The Basics of the Consumer Leasing Act

Whether you’re a business professional interested in learning more about the laws surrounding consumer leasing or a consumer wanting to understand the implications of leasing rather than ownership, the Consumer Leasing Act (CLA) is an important piece of legislation to understand. This Act, passed in 1976, is a federal statute intended to protect consumers from deceptive business practices when leasing a vehicle for personal use.

Leasing Explained

Leasing allows you to use something owned by another company or individual for a period of time in exchange for payment. Automobiles are the most popular items to lease, although leasing can extend to anything from electrical equipment to office furniture, clothing, or even pet supplies. Leasing agreements are beneficial for both consumers and businesses. Consumers can access products they may not otherwise be able to afford, while businesses may benefit from the immediate tax advantages associated with leasing rather than ownership.

Consumer Protection

The Consumer Leasing Act was created as a form of consumer protection, particularly related to vehicles. Prior to the passing of the CLA, leasing an automobile was a risky endeavor filled with hidden fees, additional costs, and unclear information about the terms of the lease. The CLA established strong consumer rights by requiring that all leasing agreements be in writing and that key information, such as the total cost, length of the lease, and total amount due at signing, be included in the agreement.

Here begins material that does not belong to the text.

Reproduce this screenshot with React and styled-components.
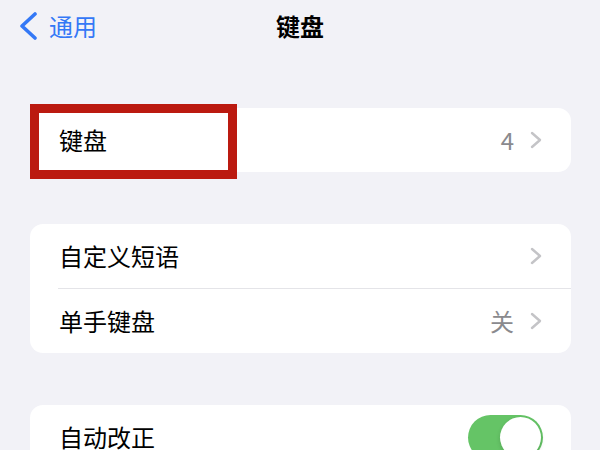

Modern Applications of the CLA

Today, the CLA still applies to consumer vehicle leasing, and businesses must adhere to these standards when offering leases. The Act also applies to many other forms of consumer leasing of both tangible and intangible objects, such as software leasing and long-term rental agreements. Understanding the rules of the CLA allows for safer and more informed transactions between consumers and businesses.